Directions for this task -
Which lines hold the word "React"? Copy each of them from the material.

Collected data -
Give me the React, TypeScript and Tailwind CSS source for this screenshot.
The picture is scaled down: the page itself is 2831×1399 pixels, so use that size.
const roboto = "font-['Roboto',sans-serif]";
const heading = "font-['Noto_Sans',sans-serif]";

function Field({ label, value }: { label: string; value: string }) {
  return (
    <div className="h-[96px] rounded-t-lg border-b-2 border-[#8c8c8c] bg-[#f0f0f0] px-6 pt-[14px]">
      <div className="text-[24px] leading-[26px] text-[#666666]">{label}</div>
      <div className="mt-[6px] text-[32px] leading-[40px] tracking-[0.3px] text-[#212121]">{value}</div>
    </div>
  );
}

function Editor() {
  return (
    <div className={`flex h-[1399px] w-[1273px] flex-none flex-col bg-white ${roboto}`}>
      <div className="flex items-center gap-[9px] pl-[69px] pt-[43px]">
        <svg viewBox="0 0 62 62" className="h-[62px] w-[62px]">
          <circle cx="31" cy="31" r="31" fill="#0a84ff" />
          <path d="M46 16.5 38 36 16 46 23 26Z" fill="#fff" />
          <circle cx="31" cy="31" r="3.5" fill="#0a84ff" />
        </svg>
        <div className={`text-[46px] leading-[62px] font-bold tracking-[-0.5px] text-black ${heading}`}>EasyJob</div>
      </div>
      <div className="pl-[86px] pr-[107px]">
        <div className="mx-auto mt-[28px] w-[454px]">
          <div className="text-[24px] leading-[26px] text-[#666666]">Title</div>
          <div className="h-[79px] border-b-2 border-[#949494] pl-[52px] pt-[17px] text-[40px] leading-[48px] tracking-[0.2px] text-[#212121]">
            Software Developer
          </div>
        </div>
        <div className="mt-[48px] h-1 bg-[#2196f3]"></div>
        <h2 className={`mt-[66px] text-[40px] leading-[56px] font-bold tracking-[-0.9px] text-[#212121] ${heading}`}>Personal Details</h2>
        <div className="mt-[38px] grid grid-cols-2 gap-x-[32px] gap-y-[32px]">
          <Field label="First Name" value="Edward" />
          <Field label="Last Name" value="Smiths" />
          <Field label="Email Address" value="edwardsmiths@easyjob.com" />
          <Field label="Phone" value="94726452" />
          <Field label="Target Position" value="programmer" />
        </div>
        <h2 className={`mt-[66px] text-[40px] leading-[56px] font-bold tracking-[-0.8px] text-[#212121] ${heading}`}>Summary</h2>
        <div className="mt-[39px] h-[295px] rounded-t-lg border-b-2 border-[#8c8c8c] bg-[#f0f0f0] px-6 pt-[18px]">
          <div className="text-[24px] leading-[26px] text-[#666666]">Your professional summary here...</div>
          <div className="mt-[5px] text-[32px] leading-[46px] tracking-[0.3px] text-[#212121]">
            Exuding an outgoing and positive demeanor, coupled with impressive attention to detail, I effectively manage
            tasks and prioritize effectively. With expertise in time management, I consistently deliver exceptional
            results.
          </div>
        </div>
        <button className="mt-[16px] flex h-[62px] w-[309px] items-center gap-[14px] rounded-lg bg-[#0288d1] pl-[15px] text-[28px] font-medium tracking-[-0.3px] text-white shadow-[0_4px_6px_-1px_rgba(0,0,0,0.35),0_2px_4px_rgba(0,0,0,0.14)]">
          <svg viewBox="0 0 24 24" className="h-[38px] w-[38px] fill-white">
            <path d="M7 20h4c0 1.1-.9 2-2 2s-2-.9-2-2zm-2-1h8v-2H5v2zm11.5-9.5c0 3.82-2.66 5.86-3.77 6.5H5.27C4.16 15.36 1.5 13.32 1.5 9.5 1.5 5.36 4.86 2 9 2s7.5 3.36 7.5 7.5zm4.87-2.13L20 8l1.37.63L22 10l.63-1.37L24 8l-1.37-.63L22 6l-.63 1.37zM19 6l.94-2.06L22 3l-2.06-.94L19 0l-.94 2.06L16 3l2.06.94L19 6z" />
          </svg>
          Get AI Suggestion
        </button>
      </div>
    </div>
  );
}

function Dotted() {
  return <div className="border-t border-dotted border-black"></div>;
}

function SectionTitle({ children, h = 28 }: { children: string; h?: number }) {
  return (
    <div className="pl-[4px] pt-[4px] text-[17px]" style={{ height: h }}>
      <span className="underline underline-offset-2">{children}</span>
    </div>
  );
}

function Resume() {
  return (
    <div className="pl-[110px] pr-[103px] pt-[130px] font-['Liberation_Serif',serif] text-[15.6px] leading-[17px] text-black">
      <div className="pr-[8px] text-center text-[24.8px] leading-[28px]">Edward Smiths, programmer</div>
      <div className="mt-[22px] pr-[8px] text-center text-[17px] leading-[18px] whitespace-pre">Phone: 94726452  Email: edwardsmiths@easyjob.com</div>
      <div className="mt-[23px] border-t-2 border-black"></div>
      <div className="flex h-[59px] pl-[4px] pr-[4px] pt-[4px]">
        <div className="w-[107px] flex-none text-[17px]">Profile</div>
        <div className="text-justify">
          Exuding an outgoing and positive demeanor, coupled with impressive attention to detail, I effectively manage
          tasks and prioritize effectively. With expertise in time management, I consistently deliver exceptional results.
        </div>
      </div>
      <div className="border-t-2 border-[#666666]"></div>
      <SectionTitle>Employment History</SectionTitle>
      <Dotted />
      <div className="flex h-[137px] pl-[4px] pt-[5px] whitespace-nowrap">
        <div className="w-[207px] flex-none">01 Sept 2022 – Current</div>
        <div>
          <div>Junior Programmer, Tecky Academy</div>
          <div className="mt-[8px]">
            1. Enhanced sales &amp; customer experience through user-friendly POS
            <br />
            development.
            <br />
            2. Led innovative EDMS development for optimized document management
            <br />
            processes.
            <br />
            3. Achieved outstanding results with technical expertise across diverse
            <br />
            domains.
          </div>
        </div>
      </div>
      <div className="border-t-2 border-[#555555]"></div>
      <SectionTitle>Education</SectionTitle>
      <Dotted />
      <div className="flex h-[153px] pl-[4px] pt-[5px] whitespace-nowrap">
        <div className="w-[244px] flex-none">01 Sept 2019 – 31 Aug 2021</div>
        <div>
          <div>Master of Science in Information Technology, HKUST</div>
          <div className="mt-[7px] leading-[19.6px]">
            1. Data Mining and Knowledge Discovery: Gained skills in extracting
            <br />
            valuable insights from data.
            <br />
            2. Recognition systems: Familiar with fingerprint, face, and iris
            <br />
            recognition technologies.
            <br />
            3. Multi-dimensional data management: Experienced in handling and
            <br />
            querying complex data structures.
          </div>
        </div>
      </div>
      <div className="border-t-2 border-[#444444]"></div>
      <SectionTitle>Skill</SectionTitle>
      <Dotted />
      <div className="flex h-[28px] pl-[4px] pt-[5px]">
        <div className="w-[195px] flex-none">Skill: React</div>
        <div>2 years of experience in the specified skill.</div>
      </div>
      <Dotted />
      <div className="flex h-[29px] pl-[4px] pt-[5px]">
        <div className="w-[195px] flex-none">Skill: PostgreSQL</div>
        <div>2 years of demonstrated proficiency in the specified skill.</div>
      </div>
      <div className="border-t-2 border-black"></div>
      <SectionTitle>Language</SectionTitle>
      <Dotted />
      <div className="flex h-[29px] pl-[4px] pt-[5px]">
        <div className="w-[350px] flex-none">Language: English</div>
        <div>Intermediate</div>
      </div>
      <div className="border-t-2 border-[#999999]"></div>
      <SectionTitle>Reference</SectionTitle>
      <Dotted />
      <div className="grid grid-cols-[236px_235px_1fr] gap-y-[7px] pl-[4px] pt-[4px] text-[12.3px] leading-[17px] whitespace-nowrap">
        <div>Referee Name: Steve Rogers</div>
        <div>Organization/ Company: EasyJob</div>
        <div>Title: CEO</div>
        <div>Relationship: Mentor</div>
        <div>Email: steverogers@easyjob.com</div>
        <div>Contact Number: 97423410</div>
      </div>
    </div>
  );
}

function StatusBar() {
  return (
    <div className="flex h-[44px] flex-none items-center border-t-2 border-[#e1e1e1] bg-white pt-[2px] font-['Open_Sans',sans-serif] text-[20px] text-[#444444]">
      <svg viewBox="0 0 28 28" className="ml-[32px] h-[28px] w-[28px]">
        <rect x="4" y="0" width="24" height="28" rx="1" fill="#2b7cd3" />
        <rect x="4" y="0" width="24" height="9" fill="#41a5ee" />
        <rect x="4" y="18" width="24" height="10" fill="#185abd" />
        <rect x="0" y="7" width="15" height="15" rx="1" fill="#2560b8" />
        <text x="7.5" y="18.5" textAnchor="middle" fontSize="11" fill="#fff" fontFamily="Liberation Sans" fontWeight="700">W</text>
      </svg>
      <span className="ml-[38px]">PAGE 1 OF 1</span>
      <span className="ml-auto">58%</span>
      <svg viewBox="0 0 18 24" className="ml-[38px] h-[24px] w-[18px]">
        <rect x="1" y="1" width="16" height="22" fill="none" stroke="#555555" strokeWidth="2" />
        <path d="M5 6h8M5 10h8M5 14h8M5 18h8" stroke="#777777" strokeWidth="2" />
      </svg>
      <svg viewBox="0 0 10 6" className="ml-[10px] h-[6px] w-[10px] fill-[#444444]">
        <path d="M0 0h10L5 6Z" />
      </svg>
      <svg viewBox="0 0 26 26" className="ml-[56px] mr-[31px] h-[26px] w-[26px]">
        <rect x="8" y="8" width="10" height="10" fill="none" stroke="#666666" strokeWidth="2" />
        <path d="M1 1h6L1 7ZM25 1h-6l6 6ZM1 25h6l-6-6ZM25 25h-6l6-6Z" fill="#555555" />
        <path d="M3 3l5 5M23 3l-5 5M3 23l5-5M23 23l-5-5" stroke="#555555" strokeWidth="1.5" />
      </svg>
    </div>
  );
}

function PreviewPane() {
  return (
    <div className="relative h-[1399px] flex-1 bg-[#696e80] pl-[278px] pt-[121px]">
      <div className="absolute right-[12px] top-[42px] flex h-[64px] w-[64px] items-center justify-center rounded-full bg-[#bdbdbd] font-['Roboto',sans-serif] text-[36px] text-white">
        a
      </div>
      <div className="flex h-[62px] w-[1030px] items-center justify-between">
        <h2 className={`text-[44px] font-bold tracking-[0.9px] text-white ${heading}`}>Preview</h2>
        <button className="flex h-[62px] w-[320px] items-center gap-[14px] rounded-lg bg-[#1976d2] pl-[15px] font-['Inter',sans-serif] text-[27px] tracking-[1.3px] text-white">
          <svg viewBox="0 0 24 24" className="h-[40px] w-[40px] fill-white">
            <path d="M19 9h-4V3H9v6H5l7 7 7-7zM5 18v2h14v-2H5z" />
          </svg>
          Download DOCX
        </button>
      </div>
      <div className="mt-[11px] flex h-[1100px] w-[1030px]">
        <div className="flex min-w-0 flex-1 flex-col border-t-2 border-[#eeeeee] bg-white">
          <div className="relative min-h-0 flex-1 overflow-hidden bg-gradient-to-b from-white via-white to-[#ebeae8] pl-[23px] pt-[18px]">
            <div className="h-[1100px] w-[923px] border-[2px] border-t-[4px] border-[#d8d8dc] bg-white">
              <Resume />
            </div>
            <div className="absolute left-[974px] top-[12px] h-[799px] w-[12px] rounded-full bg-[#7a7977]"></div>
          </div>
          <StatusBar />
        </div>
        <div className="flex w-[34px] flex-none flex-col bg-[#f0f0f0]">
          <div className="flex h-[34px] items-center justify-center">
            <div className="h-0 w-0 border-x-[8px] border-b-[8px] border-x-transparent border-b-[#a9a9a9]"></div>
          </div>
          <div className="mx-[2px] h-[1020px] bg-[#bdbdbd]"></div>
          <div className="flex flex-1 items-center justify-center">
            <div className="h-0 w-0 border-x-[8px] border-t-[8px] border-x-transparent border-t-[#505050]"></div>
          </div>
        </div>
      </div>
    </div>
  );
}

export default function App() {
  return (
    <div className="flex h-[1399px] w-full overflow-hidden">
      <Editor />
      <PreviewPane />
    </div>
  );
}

Answer to this exercise -
Give me the React, TypeScript and Tailwind CSS source for this screenshot.
        <div className="w-[195px] flex-none">Skill: React</div>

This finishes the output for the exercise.